冤狱八年,受尽折磨九死一生的我,拖着病残的身体终于离开了中共监狱这个邪恶的魔窟。回到家,原本好好的一个家已然面目皆非:丈夫买卖赔了钱,把房子卖了抵债。丈夫跟我离了婚,给我留下二十六万元的债务。我儿子都三十四岁了,因为没钱还没交女朋友,不结婚,现在我们娘俩相依为命。

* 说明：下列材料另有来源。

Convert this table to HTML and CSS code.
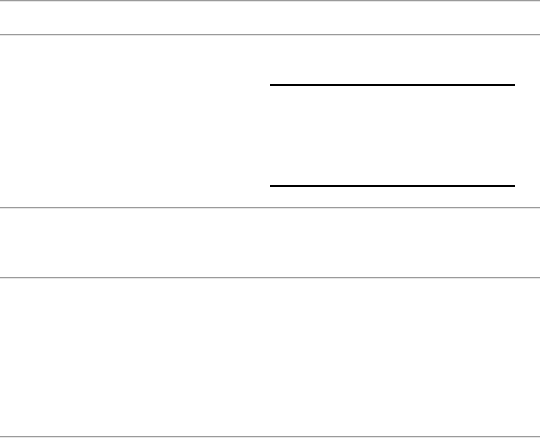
FILE: index.html
```html
<!DOCTYPE html>
<html lang="en">
<head>
<meta charset="utf-8">
<title>Page</title>
<link rel="stylesheet" href="styles.css">
</head>
<body>
<div class="page">
  <div class="rule"></div>
  <section class="sec sec-head"></section>
  <div class="rule"></div>
  <section class="sec sec-form">
    <div class="col-left"></div>
    <div class="col-right">
      <div class="field"></div>
      <div class="field"></div>
    </div>
  </section>
  <div class="rule"></div>
  <section class="sec sec-mid"></section>
  <div class="rule"></div>
  <section class="sec sec-body"></section>
  <div class="rule"></div>
</div>
</body>
</html>
```

FILE: styles.css
```css
html, body {
  margin: 0;
  padding: 0;
  background: #ffffff;
  font-family: "Liberation Sans", Arial, sans-serif;
}

.page {
  display: flex;
  flex-direction: column;
  width: 540px;
}

.rule {
  height: 0;
  border-top: 1px solid #9a9a9a;
  border-bottom: 1px solid #e6e6e6;
}

.sec-head {
  height: 32px;
}

.sec-form {
  height: 171px;
  display: grid;
  grid-template-columns: 270px 1fr;
}

.col-right {
  display: flex;
  flex-direction: column;
  padding: 48px 25px 0 0;
  gap: 99px;
}

.field {
  height: 0;
  border-top: 2px solid #000000;
}

.sec-mid {
  height: 68px;
}

.sec-body {
  height: 157px;
}
```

八年来,我所经历的精神和肉体上的摧残迫害太多太多了,只因为坚持自己的信仰,修炼真、善、忍做好人,在当今的中共体制下,就惨遭如此迫害。中共迫害法轮功十三年了,在迫害中中共采取造谣的手段污蔑诋毁法轮功,使用的手段都是见不得人的,它们甚至活摘法轮功学员器官卖钱。望世人能明辨是非善恶,远离行恶者的队伍,在中共解体前,为自己的生命做一个真正负责的抉择。了解法轮功,支持法轮功,才能恢复良知,给自己一个美好的未来。